A portal is a single gate through which a consumer can buy anything from mutual funds to wedding presents on sites that span multiple retailers.
"People tend to go to the portals for one-stop shopping, objective screening of data on funds from performance analysis to manager information to portfolio holdings. There's a consolidated statement. Why would I go directly to any one company when I can get all the funds, all the data and all the decision-making tools I want through a single port?" Mr. Naber said. Going forward, "Whoever controls the e-port (portal to the Internet) has the only contact with the customer. The customer's loyalty is increasingly going to be to the portal, not the mutual fund company," he said.
And that will affect many mutual fund companies, most acutely, direct-sold fund families such as T. Rowe Price, the Vanguard Group and American Century, Mr. Naber predicted.
Direct-sold companies traditionally relied on a big advertising budget, strategies to bolster brand awareness and breadth of investment management product to attract and retain retail investors.
In the virtual world of the Net those strategies are irrelevant, Mr. Naber said. Savvy investors already use sophisticated, objective tools that screen reams of data and boil it down to the best-performer in any asset class. Breadth of product in a fund family becomes unimportant as portfolios are composed of funds from multiple families. Advertising and fund branding strategies won't influence investors who make investment decisions based on Net data research.
Losing margin
And for the privilege of losing the client relationship to an e-portal, the mutual fund company will lose a lot of margin, Mr. Naber pointed out. Because fund companies typically pay between 25 and 35 basis points to be included within someone else's fund network, profits will shrink.
The degree to which e-commerce will overtake the fund industry is the real debating point. No one will make predictions. "For anyone working in e-commerce, there's all this tremendously cool stuff going on. It's the potential that we're all betting on," said Ms. Healy.
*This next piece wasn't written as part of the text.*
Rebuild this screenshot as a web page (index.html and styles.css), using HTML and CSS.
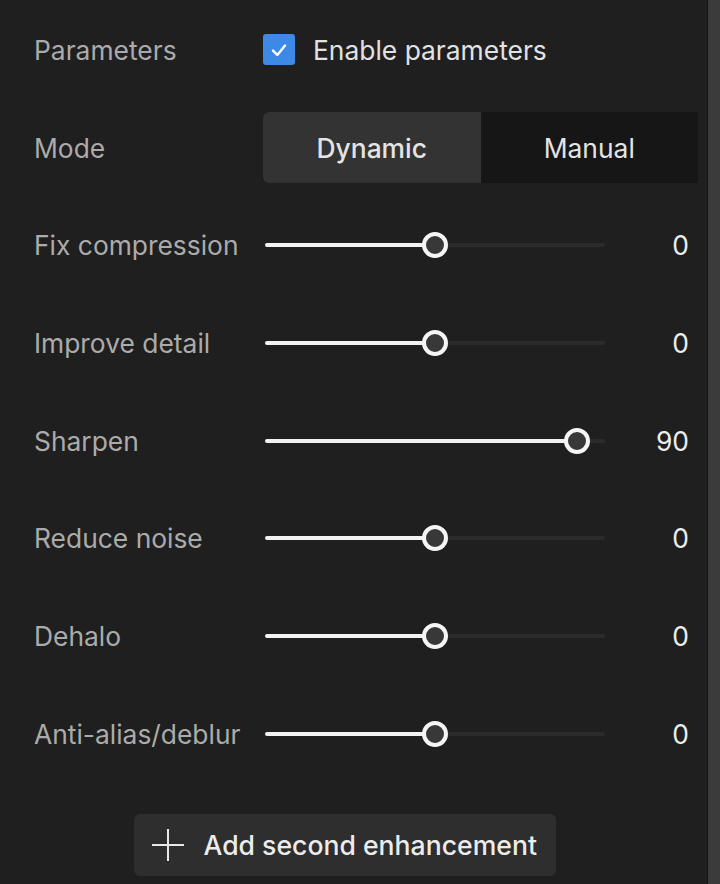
FILE: index.html
```html
<!DOCTYPE html>
<html lang="en">

<head>
    <meta charset="UTF-8">
    <meta name="viewport" content="width=device-width, initial-scale=1.0">
    <title>Enhancement parameters</title>
    <link rel="stylesheet" href="styles.css">
</head>

<body>
    <div class="panel">
        <div class="params">
            <div class="row">
                <span class="label">Parameters</span>
                <label class="check">
                    <span class="box">
                        <svg width="22" height="22" viewBox="0 0 20 20">
                            <path d="M4.5 10.5 L8.5 14.5 L15.5 6" fill="none" stroke="#fff" stroke-width="2.2"
                                stroke-linecap="round" stroke-linejoin="round" />
                        </svg>
                    </span>
                    Enable parameters
                </label>
            </div>
            <div class="row">
                <span class="label">Mode</span>
                <div class="segment">
                    <div class="seg active">Dynamic</div>
                    <div class="seg">Manual</div>
                </div>
            </div>
            <!-- sliders go from -100 to 100, --p is the knob position 0..1 -->
            <div class="row">
                <span class="label">Fix compression</span>
                <div class="slider" style="--p: 0.5"><div class="fill"></div><div class="knob"></div></div>
                <span class="value">0</span>
            </div>
            <div class="row">
                <span class="label">Improve detail</span>
                <div class="slider" style="--p: 0.5"><div class="fill"></div><div class="knob"></div></div>
                <span class="value">0</span>
            </div>
            <div class="row">
                <span class="label">Sharpen</span>
                <div class="slider" style="--p: 0.95"><div class="fill"></div><div class="knob"></div></div>
                <span class="value">90</span>
            </div>
            <div class="row">
                <span class="label">Reduce noise</span>
                <div class="slider" style="--p: 0.5"><div class="fill"></div><div class="knob"></div></div>
                <span class="value">0</span>
            </div>
            <div class="row">
                <span class="label">Dehalo</span>
                <div class="slider" style="--p: 0.5"><div class="fill"></div><div class="knob"></div></div>
                <span class="value">0</span>
            </div>
            <div class="row">
                <span class="label">Anti-alias/deblur</span>
                <div class="slider" style="--p: 0.5"><div class="fill"></div><div class="knob"></div></div>
                <span class="value">0</span>
            </div>
        </div>
        <div class="actions">
            <button class="add">
                <svg width="36" height="36" viewBox="0 0 36 36">
                    <path d="M18 2 V34 M2 18 H34" stroke="#e8e8e8" stroke-width="2" />
                </svg>
                Add second enhancement
            </button>
        </div>
    </div>
    <div class="scrollbar"></div>
</body>

</html>
```

FILE: styles.css
```css
* {
    margin: 0;
    padding: 0;
    box-sizing: border-box;
}

body {
    display: flex;
    height: 884px;
    background: #1f1f1f;
    font-family: Inter, "Liberation Sans", sans-serif;
    font-size: 26.4px;
    color: #e6e6e6;
    overflow: hidden;
}

.panel {
    flex: 1;
    border-right: 1px solid #151515;
}

.scrollbar {
    width: 12px;
    background: #3b3b3b;
}

.params {
    padding-top: 1px;
}

.row {
    display: grid;
    grid-template-columns: 229px 342px 1fr;
    align-items: center;
    height: 97.7px;
    padding-left: 34px;
    padding-right: 18px;
}

.label {
    color: #ababab;
}

.check {
    grid-column: 2 / 4;
    display: flex;
    align-items: center;
    gap: 18px;
    color: #e2e2e2;
}

.box {
    width: 32px;
    height: 31px;
    border-radius: 3px;
    background: #3c8ae6;
    display: flex;
    align-items: center;
    justify-content: center;
}

.segment {
    grid-column: 2 / 4;
    margin-right: -9px;
    display: flex;
    height: 71px;
    border-radius: 6px 0 0 6px;
    overflow: hidden;
    background: #161616;
}

.seg {
    flex: 1;
    display: flex;
    align-items: center;
    justify-content: center;
    color: #e4e4e4;
}

.seg.active {
    background: #333333;
    font-weight: 500;
}

.slider {
    position: relative;
    height: 4px;
    margin-left: 2px;
    background: #2b2b2b;
    border-radius: 2px;
}

.slider .fill {
    height: 100%;
    width: calc(12px + (100% - 24px) * var(--p));
    background: #f2f2f2;
    border-radius: 2px;
}

.slider .knob {
    position: absolute;
    top: 50%;
    left: calc(12px + (100% - 24px) * var(--p));
    width: 26px;
    height: 26px;
    margin: -13px 0 0 -13px;
    border: 4px solid #f5f5f5;
    border-radius: 50%;
    background: #383838;
}

.value {
    text-align: right;
    color: #ececec;
}

.actions {
    display: flex;
    justify-content: center;
    padding: 31px 0 0 0;
    margin-left: -18px;
}

.add {
    display: flex;
    align-items: center;
    gap: 18px;
    width: 422px;
    height: 62px;
    padding-left: 16px;
    border: none;
    border-radius: 6px;
    background: #2e2e2e;
    color: #ececec;
    font-family: inherit;
    font-size: 26.6px;
    font-weight: 500;
}
```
But Avi Nachmany, a consultant at Strategic Insight Inc., New York, has a different view. Of investors who will buy funds over the Net, he said: "You're talking about a relatively small segment with a relatively small amount of money with relatively little significance in a $6 trillion industry. Everyone is seeking simplicity, an assurance of return and to be empowered by the use of technology. But I don't see it. I think more people will go back to another human being, like an adviser, for validation about their investment decisions."